Wilma Schippers: We work for the Malta Tourism Authority and one of our missions is to bring journalists to Malta so that they can experience the archipelago. Belgium has a limited media landscape, so after a few years of working for them, all relevant media have been to Malta. What we therefore do, is to come up with new things, special themes that are interesting for Belgian media. The Maltese do not always realize what it is that attracts foreign people to their destination and tend to often focus on the same. We advise them to look at new trends, like for example agritourism, or the bio food industry, which is becoming more and more important in Malta.

Another example is Vi-Spring, manufacturer of very luxurious beds. What makes these (expensive) beds so special is the way they are made, almost 100% by hand, which is unique.

A successful PR activity for his client has turned out to be to take journalists to the factory in the UK so that they can see for themselves. Included in the trip is a night sleep on a Vi-Spring bed. Even if time is precious, for this type of activities, media still make time or they send a freelancer, because they know they will come back with a nice story for their readers. And ultimately that is what they are all looking for.


4. Are there PR practices in which you think your region differs from PR in other part of the world?

First of all, in Belgium we have to deal with different languages and different media cultures. Belgian languages are Flemish, French and German, but the last one is negligible, because the German part is very small. This means that each press release, each invitation or other press document needs to be edited in at least Flemish and French. And it is not only the language that differs. Also the general (media) culture in Flanders and Walloon can be quiet different. When organising a press event where you want media from both parts of the country to be present you best look for a ‘neutral’ place, which is often the capital Brussels. Organising something in Flanders would result in the French speaking journalist to be absent and vice versa.


5. Can you describe common mistakes foreign companies make?

Foreign companies tend to think that they can use the same PR methods in Belgium as in other countries. For example, use the PR materials they use in The Netherlands for the Flemish press and use the materials they use in France for the French speaking press. However, there are several differences which need to be taken into account. First of all, the languages are not completely similar and Belgians want to receive information in their ‘own’ language. Then also the way of presenting things can be quite different. A press information which is used in France can look too commercial for a Belgian journalist and will immediately land in the garbage can, In Belgian it needs to look like ‘press information’ and certainly not like a brochure.


6. What do clients from other markets need to keep in mind when they plan to do PR in your region?

Of course it is often a budget consideration to use materials which were used in other countries, but when companies want their PR activities to work, they cannot deny local culture and differences. So what they need to keep in mind when planning PR in Belgium is the fact that they need press materials in Flemish and in French and that they should have locals check the way in which they want to approach journalists. Also very important is that they realize that Belgium has a rather small media landscape. They have to consider that they cannot compare results with numbers they would see in for example France, Germany or the UK.
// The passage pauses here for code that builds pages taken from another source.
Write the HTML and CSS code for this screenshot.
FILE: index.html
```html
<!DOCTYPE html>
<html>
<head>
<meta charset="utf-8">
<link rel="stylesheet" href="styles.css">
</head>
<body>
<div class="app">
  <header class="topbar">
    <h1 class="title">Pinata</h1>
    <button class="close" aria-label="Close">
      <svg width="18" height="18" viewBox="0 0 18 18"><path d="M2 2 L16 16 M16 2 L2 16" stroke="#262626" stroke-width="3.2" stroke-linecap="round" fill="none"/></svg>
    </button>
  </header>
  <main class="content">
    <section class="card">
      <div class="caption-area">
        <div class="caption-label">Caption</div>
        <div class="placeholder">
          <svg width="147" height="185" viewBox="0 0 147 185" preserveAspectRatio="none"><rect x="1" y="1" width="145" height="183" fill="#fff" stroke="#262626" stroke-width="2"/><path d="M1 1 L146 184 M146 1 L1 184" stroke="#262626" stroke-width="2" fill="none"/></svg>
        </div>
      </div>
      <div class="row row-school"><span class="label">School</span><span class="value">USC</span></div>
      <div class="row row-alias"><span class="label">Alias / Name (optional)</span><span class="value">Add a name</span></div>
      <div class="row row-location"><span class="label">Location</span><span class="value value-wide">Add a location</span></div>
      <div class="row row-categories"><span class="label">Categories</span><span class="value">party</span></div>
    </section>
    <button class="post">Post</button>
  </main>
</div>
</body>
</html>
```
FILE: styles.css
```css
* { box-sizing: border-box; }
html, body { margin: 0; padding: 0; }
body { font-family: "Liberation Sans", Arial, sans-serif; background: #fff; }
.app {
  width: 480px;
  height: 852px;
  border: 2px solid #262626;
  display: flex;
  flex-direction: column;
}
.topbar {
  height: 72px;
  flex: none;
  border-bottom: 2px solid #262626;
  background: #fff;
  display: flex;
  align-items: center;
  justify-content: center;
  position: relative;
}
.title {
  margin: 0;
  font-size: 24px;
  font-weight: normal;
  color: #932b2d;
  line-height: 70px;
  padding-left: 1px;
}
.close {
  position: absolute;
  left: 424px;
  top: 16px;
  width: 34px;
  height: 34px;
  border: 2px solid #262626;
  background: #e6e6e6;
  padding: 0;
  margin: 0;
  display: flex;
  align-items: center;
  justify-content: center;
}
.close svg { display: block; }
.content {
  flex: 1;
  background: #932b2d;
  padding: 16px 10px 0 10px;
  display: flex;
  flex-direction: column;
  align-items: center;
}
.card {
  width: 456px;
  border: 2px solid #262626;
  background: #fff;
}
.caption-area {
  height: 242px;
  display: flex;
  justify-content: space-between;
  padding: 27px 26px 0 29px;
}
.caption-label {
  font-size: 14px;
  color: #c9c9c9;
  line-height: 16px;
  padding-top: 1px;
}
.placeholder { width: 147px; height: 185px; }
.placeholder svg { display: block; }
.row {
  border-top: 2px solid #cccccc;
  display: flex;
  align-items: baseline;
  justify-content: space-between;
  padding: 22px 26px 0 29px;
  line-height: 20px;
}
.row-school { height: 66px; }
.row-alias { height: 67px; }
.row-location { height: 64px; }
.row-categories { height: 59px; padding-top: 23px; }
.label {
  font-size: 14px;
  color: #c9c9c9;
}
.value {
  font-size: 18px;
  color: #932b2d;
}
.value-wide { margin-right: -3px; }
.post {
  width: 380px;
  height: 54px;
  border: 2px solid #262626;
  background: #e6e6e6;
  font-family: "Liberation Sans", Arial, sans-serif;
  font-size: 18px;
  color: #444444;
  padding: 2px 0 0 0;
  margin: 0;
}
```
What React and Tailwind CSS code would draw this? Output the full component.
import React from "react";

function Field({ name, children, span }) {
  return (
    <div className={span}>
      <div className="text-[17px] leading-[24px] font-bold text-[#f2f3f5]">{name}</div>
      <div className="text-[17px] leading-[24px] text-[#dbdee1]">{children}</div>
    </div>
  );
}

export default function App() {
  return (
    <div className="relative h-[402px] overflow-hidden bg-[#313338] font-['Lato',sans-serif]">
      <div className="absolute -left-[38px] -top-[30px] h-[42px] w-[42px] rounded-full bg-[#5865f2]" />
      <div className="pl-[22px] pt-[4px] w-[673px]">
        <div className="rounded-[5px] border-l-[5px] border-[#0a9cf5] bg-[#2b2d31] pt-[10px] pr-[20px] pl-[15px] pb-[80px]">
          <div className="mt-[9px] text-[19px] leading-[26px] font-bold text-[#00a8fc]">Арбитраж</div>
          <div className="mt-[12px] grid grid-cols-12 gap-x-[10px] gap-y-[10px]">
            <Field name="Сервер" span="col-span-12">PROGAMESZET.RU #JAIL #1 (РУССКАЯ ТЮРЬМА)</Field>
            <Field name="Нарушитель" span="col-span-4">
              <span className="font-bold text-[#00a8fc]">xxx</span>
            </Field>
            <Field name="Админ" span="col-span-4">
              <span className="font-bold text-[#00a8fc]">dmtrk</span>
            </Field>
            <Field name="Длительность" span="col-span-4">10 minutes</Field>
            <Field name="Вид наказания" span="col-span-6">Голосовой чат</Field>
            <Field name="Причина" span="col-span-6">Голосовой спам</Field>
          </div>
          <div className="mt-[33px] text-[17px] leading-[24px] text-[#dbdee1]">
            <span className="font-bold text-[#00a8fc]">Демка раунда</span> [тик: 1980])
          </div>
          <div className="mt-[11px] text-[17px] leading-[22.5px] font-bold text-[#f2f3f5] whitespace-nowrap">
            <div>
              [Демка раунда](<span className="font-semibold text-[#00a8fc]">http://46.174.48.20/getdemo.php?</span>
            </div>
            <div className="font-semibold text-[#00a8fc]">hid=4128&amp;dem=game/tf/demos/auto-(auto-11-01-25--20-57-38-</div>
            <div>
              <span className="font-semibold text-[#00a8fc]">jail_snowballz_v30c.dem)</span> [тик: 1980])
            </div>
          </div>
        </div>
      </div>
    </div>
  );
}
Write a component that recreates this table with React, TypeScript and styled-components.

Wilma Schippers is a consultant of the Brussels based agency PR-Consult. She joined the team in September 2000 and works especially in the field of media relations (leisure and lifestyle) and product PR. Her clients are active in different sectors like tourism (Malta Tourism Office), decoration (Vi-Spring, Sphinx), food & drink (Exki), construction (Derbigum), lifestyle (Zumba Fitness), gardening (Scotts benelux, Husqvarna), hospitality industry (The Hotel Brussels) and more.

Wilma’s nationality is Dutch but she has been living and working in Belgium for more than 15 years.

* The series is based on phone or face-to-face interviews and written input, therefore please excuse language mistakes which might reflect foreign language influences.